Written exercise » Word for word, print each line of the listing below; pictures stay out.

Given data »
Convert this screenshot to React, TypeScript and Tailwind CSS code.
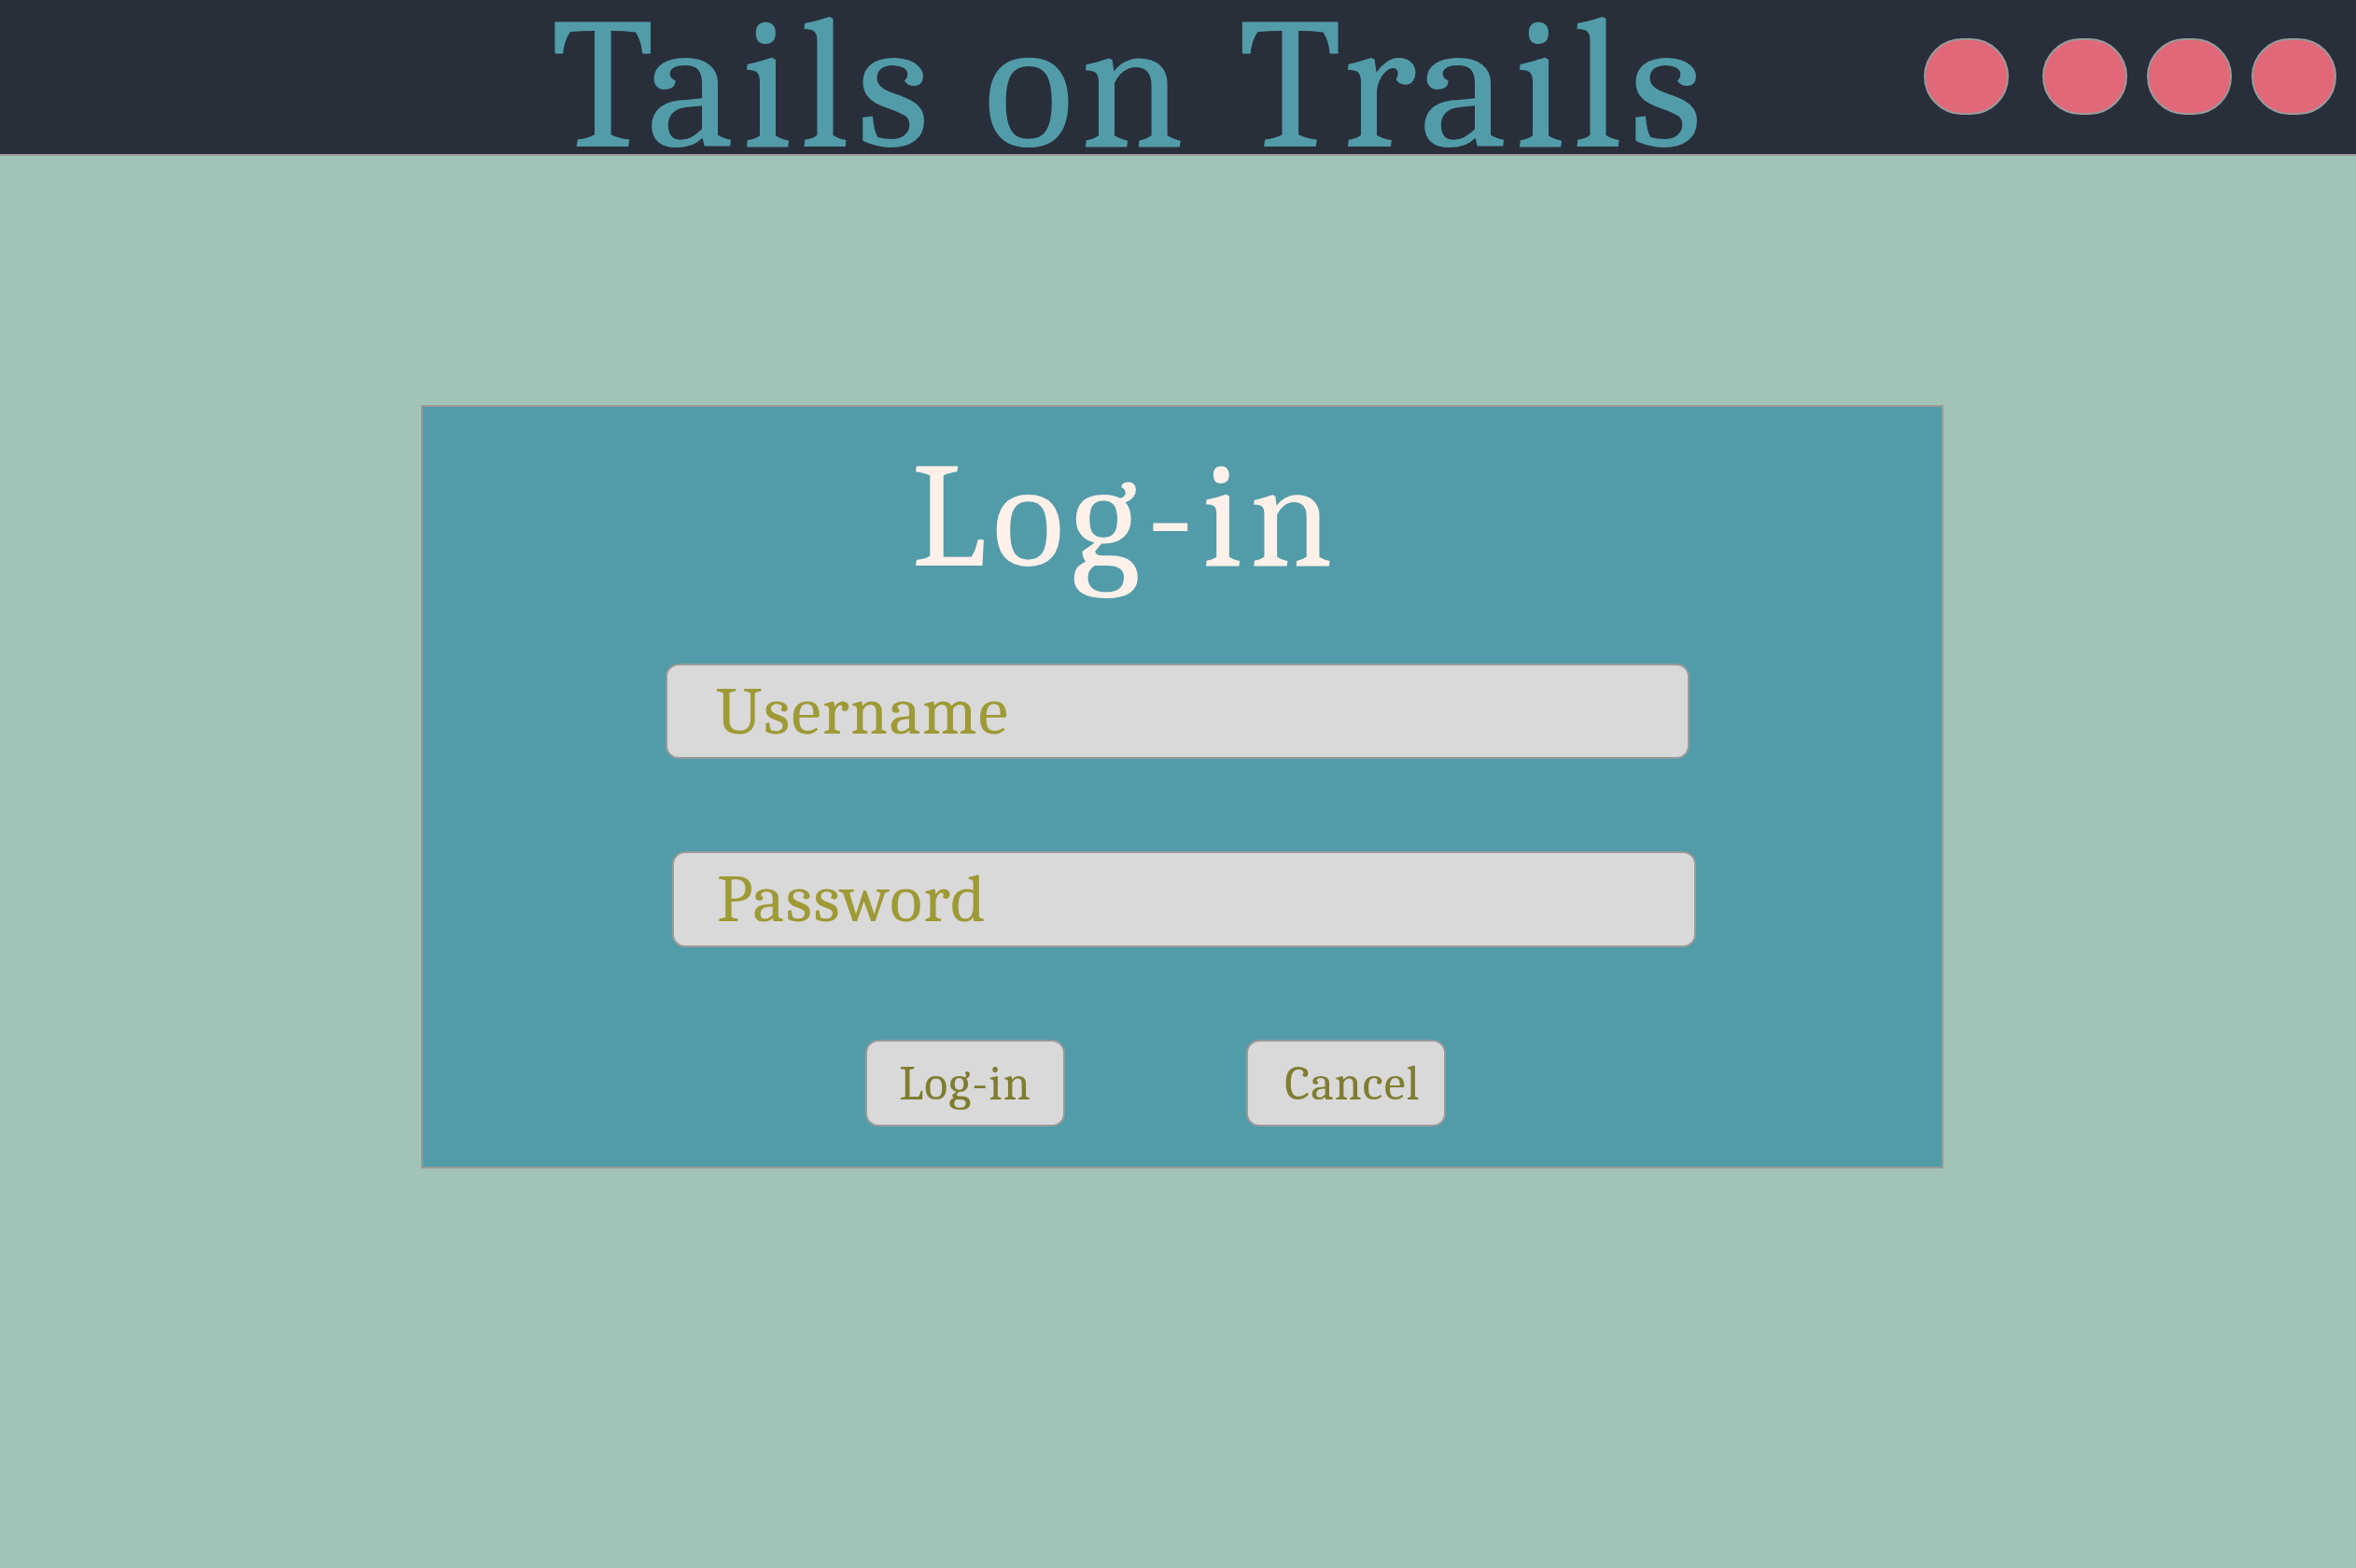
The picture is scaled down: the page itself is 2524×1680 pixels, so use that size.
const serif = "font-['Caladea','Cambria','Liberation_Serif',serif]";

function Dot({ className = "" }: { className?: string }) {
  return <div className={`h-[82px] w-[91px] rounded-full border-2 border-[#9a9a9a] bg-[#e06878] ${className}`} />;
}

function Field({ label, className }: { label: string; className: string }) {
  return (
    <input
      type="text"
      placeholder={label}
      className={`h-[102px] w-[1097px] rounded-[14px] border-2 border-[#9a9a9a] bg-[#d9d9d9] text-[72px] leading-[72px] tracking-[1.5px] text-[#9e9a35] outline-none placeholder:text-[#9e9a35] ${serif} ${className}`}
    />
  );
}

function Button({ label, className = "" }: { label: string; className?: string }) {
  return (
    <button
      type="button"
      className={`flex h-[93px] w-[214px] items-center justify-center rounded-[14px] border-2 border-[#9a9a9a] bg-[#d9d9d9] text-[52px] leading-none tracking-[1px] text-[#7f7d30] ${serif} ${className}`}
    >
      {label}
    </button>
  );
}

export default function App() {
  return (
    <div className="min-h-screen w-full bg-[#a1c4b6]">
      <header className="flex h-[167px] items-start border-b-2 border-[#9a9a9a] bg-[#282f3b]">
        <h1 className={`mt-[17px] w-[2040px] pl-[381px] text-center text-[200px] leading-[150px] tracking-[7px] whitespace-nowrap text-[#529ca9] ${serif}`}>
          Tails on Trails
        </h1>
        <div className="ml-[21px] mt-[41px] flex">
          <Dot />
          <Dot className="ml-[36px]" />
          <Dot className="ml-[21px]" />
          <Dot className="ml-[21px]" />
        </div>
      </header>

      <main className="pt-[267px]">
        <section className="ml-[451px] flex h-[818px] w-[1631px] flex-col items-start border-2 border-[#9a9a9a] bg-[#529ca9]">
          <h2 className={`mt-[38px] w-[1505px] text-center text-[160px] leading-none tracking-[7px] text-[#fff0ea] ${serif}`}>Log-in</h2>
          <Field label="Username" className="ml-[260px] mt-[77px] pl-[52px]" />
          <Field label="Password" className="ml-[267px] mt-[99px] h-[103px] pl-[46px]" />
          <div className="ml-[474px] mt-[99px] flex gap-[194px]">
            <Button label="Log-in" />
            <Button label="Cancel" className="pl-[14px]" />
          </div>
        </section>
      </main>
    </div>
  );
}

Result below »
Convert this screenshot to React, TypeScript and Tailwind CSS code.
The picture is scaled down: the page itself is 2524×1680 pixels, so use that size.
const serif = "font-['Caladea','Cambria','Liberation_Serif',serif]";

function Dot({ className = "" }: { className?: string }) {
  return <div className={`h-[82px] w-[91px] rounded-full border-2 border-[#9a9a9a] bg-[#e06878] ${className}`} />;
}

function Field({ label, className }: { label: string; className: string }) {
  return (
    <input
      type="text"
      placeholder={label}
      className={`h-[102px] w-[1097px] rounded-[14px] border-2 border-[#9a9a9a] bg-[#d9d9d9] text-[72px] leading-[72px] tracking-[1.5px] text-[#9e9a35] outline-none placeholder:text-[#9e9a35] ${serif} ${className}`}
    />
  );
}

function Button({ label, className = "" }: { label: string; className?: string }) {
  return (
    <button
      type="button"
      className={`flex h-[93px] w-[214px] items-center justify-center rounded-[14px] border-2 border-[#9a9a9a] bg-[#d9d9d9] text-[52px] leading-none tracking-[1px] text-[#7f7d30] ${serif} ${className}`}
    >
      {label}
    </button>
  );
}

export default function App() {
  return (
    <div className="min-h-screen w-full bg-[#a1c4b6]">
      <header className="flex h-[167px] items-start border-b-2 border-[#9a9a9a] bg-[#282f3b]">
        <h1 className={`mt-[17px] w-[2040px] pl-[381px] text-center text-[200px] leading-[150px] tracking-[7px] whitespace-nowrap text-[#529ca9] ${serif}`}>
          Tails on Trails
        </h1>
        <div className="ml-[21px] mt-[41px] flex">
          <Dot />
          <Dot className="ml-[36px]" />
          <Dot className="ml-[21px]" />
          <Dot className="ml-[21px]" />
        </div>
      </header>

      <main className="pt-[267px]">
        <section className="ml-[451px] flex h-[818px] w-[1631px] flex-col items-start border-2 border-[#9a9a9a] bg-[#529ca9]">
          <h2 className={`mt-[38px] w-[1505px] text-center text-[160px] leading-none tracking-[7px] text-[#fff0ea] ${serif}`}>Log-in</h2>
          <Field label="Username" className="ml-[260px] mt-[77px] pl-[52px]" />
          <Field label="Password" className="ml-[267px] mt-[99px] h-[103px] pl-[46px]" />
          <div className="ml-[474px] mt-[99px] flex gap-[194px]">
            <Button label="Log-in" />
            <Button label="Cancel" className="pl-[14px]" />
          </div>
        </section>
      </main>
    </div>
  );
}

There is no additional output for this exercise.